With innovation being one original intent of chartering, people who want to create new schools should investigate what needs are going unmet and propose a model that attempts to address the gap, he says.

2. Too often, an educator or organization will do years of painstaking and expensive work to open a school, only to find that there’s no local appetite for it. If a school’s new leaders can’t meet their enrollment targets, they won’t bring in enough funding to operate, displacing the students they did enroll.

3. When they do determine that a proposed school will be responsive to its community, authorizers need to set performance standards that can be used, when it’s time to decide whether to renew the school’s charter, to evaluate whether it’s fulfilling that mission. This should be in addition to high expectations in terms of literacy and numeracy.

“That matters because that has been one of the most public ways that we have actually believed communities of color, which have been telling us for decades that their kids have not been getting the level of education necessary,” says Rausch. “The work — and this is where it’s going to be hard — is in crafting new ways in which schools that have particular missions or have a way that they want to achieve their particular mission, can be done in such a way that everybody can look at those measures and say, ‘Yes, that’s a good rigorous measure.’”

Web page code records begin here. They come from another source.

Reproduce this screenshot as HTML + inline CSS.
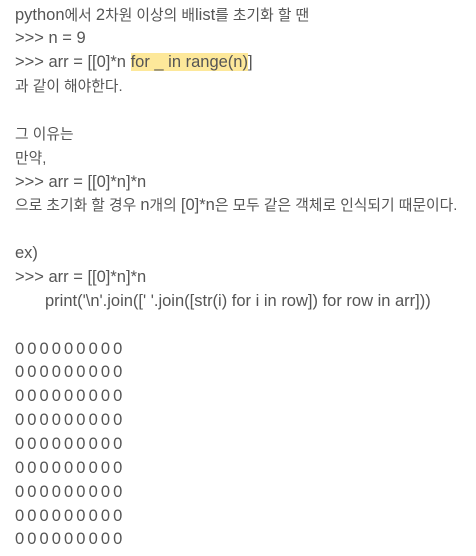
<!DOCTYPE html>
<html><head><meta charset="utf-8"><style>
html,body{margin:0;padding:0;background:#fff;width:476px;height:556px;overflow:hidden}
.c{position:absolute;left:15px;top:3.5px;font-family:"Liberation Sans","Noto Sans CJK KR",sans-serif;font-size:16.5px;line-height:23.86px;color:#555;white-space:pre}
.c div{height:23.86px;line-height:23.86px}
.k{font-size:14.8px;line-height:1}
.h{background:#fde89a}
.z{letter-spacing:-0.75px}
</style></head><body><div class="c"><div>python<span class="k">에서 </span>2<span class="k">차원 이상의 배</span>list<span class="k">를 초기화 할 땐</span></div><div>&gt;&gt;&gt; n = 9</div><div>&gt;&gt;&gt; arr = [[0]*n <span class="h">for _ in range(n)</span>]</div><div><span class="k">과 같이 해야한다.</span></div><div></div><div><span class="k">그 이유는</span></div><div><span class="k">만약,</span></div><div>&gt;&gt;&gt; arr = [[0]*n]*n</div><div><span class="k">으로 초기화 할 경우 </span>n<span class="k">개의 </span>[0]*n<span class="k">은 모두 같은 객체로 인식되기 때문이다.</span></div><div></div><div>ex)</div><div>&gt;&gt;&gt; arr = [[0]*n]*n</div><div><span style="padding-left:30px">print('\n'.join([' '.join([str(i) for i in row]) for row in arr]))</span></div><div></div><div class="z">0 0 0 0 0 0 0 0 0</div><div class="z">0 0 0 0 0 0 0 0 0</div><div class="z">0 0 0 0 0 0 0 0 0</div><div class="z">0 0 0 0 0 0 0 0 0</div><div class="z">0 0 0 0 0 0 0 0 0</div><div class="z">0 0 0 0 0 0 0 0 0</div><div class="z">0 0 0 0 0 0 0 0 0</div><div class="z">0 0 0 0 0 0 0 0 0</div><div class="z">0 0 0 0 0 0 0 0 0</div></div></body></html>
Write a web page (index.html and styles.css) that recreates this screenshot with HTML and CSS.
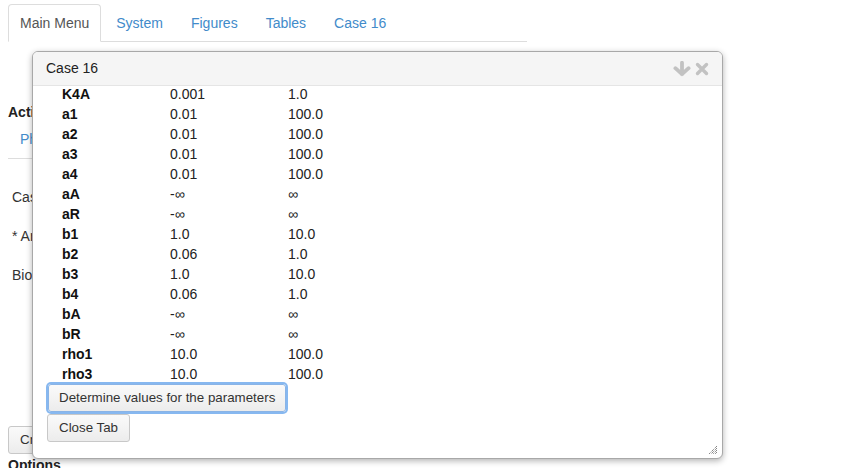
FILE: index.html
```html
<!DOCTYPE html>
<html>
<head>
<meta charset="utf-8">
<link rel="stylesheet" href="styles.css">
</head>
<body>
<div class="page">
  <ul class="tabs">
    <li class="tab active"><span>Main Menu</span></li>
    <li class="tab"><span class="link">System</span></li>
    <li class="tab"><span class="link">Figures</span></li>
    <li class="tab"><span class="link">Tables</span></li>
    <li class="tab"><span class="link">Case 16</span></li>
  </ul>
  <div class="pane">
    <div class="heading">Actions</div>
    <div class="pill link">Phenotypes</div>
    <div class="rule"></div>
    <div class="line first">Case 16</div>
    <div class="line">* Arbitrary</div>
    <div class="line">Biological</div>
    <button class="btn bg-btn">Create</button>
    <div class="heading options">Options</div>
  </div>
</div>

<div class="dialog">
  <div class="dialog-head">
    <span class="dialog-title">Case 16</span>
    <span class="dialog-icons">
      <svg width="18" height="16" viewBox="0 0 18 16"><path d="M9 1.8V13.2M2.4 7.2L9 13.2L15.6 7.2" fill="none" stroke="#c2c2c2" stroke-width="3.8" stroke-linecap="round" stroke-linejoin="round"/></svg>
      <svg width="14" height="14" viewBox="0 0 14 14"><path d="M2.5 2.5L11.5 11.5M11.5 2.5L2.5 11.5" fill="none" stroke="#c2c2c2" stroke-width="3.4" stroke-linecap="round"/></svg>
    </span>
  </div>
  <div class="dialog-body">
    <div class="scroller">
      <div class="params">
        <b>K4A</b><span>0.001</span><span>1.0</span>
        <b>a1</b><span>0.01</span><span>100.0</span>
        <b>a2</b><span>0.01</span><span>100.0</span>
        <b>a3</b><span>0.01</span><span>100.0</span>
        <b>a4</b><span>0.01</span><span>100.0</span>
        <b>aA</b><span>-∞</span><span>∞</span>
        <b>aR</b><span>-∞</span><span>∞</span>
        <b>b1</b><span>1.0</span><span>10.0</span>
        <b>b2</b><span>0.06</span><span>1.0</span>
        <b>b3</b><span>1.0</span><span>10.0</span>
        <b>b4</b><span>0.06</span><span>1.0</span>
        <b>bA</b><span>-∞</span><span>∞</span>
        <b>bR</b><span>-∞</span><span>∞</span>
        <b>rho1</b><span>10.0</span><span>100.0</span>
        <b>rho3</b><span>10.0</span><span>100.0</span>
      </div>
      <div class="actions">
        <button class="btn focus">Determine values for the parameters</button>
        <button class="btn">Close Tab</button>
      </div>
    </div>
    <svg class="grip" width="10" height="10" viewBox="0 0 10 10"><path d="M9 1L1 9M9 3L3 9M9 5L5 9M9 7L7 9" stroke="#555" stroke-width="1" stroke-dasharray="1 1"/></svg>
  </div>
</div>
</body>
</html>
```

FILE: styles.css
```css
* { box-sizing: border-box; }
html, body { margin: 0; padding: 0; background: #fff; }
body {
  font-family: "Liberation Sans", Arial, sans-serif;
  font-size: 14px;
  line-height: 20px;
  color: #333;
  width: 853px;
  height: 468px;
  overflow: hidden;
  position: relative;
}
.page { padding: 4px 0 0 8px; width: 527px; }
.link { color: #428bca; }
.tabs {
  list-style: none;
  margin: 0;
  padding: 0;
  display: flex;
  border-bottom: 1px solid #ddd;
  height: 38px;
}
.tab {
  padding: 8px 12px;
  margin-right: 2px;
  border: 1px solid transparent;
  border-radius: 4px 4px 0 0;
  height: 38px;
  margin-bottom: -1px;
}
.tab.active {
  border-color: #ddd;
  border-bottom-color: #fff;
  background: #fff;
  color: #555;
  padding: 8px 11px;
}
.pane { display: flex; flex-direction: column; align-items: flex-start; }
.heading { font-weight: bold; color: #222; margin-top: 60px; }
.pill { margin-top: 7px; padding-left: 12px; }
.rule { align-self: stretch; border-top: 1px solid #ddd; margin-top: 9px; }
.line { margin-top: 19px; padding-left: 4px; }
.line.first { margin-top: 28px; }
.bg-btn { margin-top: 141px; height: 30px; }
.options { margin-top: 1px; }

.btn {
  font-family: "Liberation Sans", Arial, sans-serif;
  font-size: 13.33px;
  line-height: 16px;
  color: #333;
  padding: 5px 11px;
  height: 28px;
  border: 1px solid #c8c8c8;
  border-radius: 3px;
  background: linear-gradient(#fafafa, #ececec);
  display: block;
}
.btn.focus {
  box-shadow: 0 0 0 2px rgba(95, 160, 235, 0.75);
  border-color: #8ab4e6;
  padding: 5px 10px;
  margin-left: 1px;
}

.dialog {
  position: absolute;
  left: 32px;
  top: 51px;
  width: 691px;
  height: 408px;
  border: 1px solid #a8a8a8;
  border-radius: 6px;
  box-shadow: 0 2px 6px rgba(0, 0, 0, 0.3);
  background: #fff;
  display: flex;
  flex-direction: column;
  overflow: hidden;
}
.dialog-head {
  height: 34px;
  background: #f5f5f5;
  border-bottom: 1px solid #e5e5e5;
  display: flex;
  align-items: center;
  justify-content: space-between;
  padding: 0 13px 0 13px;
  flex: none;
}
.dialog-title { color: #222; margin-top: -1px; }
.dialog-icons { display: flex; align-items: center; gap: 4px; margin-top: 0; }
.dialog-icons svg { display: block; }
.dialog-body { flex: 1; position: relative; overflow: hidden; }
.scroller { margin-top: -2px; padding-left: 14px; }
.params {
  display: grid;
  grid-template-columns: 108px 118px 100px;
  margin-left: 15px;
  color: #111;
}
.params b { color: #111; }
.params span { color: #222; }
.actions { display: flex; flex-direction: column; align-items: flex-start; gap: 2px; }
.grip { position: absolute; right: 4px; bottom: 3px; }
```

4. Leaders of color are best suited for moving charter school accountability forward because they see both a community’s unmet needs and its gifts — which can be built on. “Certainly, every community has its challenges,” he says. “But you know what? Every community has assets, too.

“It’s deeply personal that we center this work in the hopes and aspirations and needs that local communities actually have for their kids,” Rausch concludes. “Local communities want the best for their kids. They have great ideas. Folks that want to partner with need to be welcomed and engaged. But the level of power, I think, has to shift.”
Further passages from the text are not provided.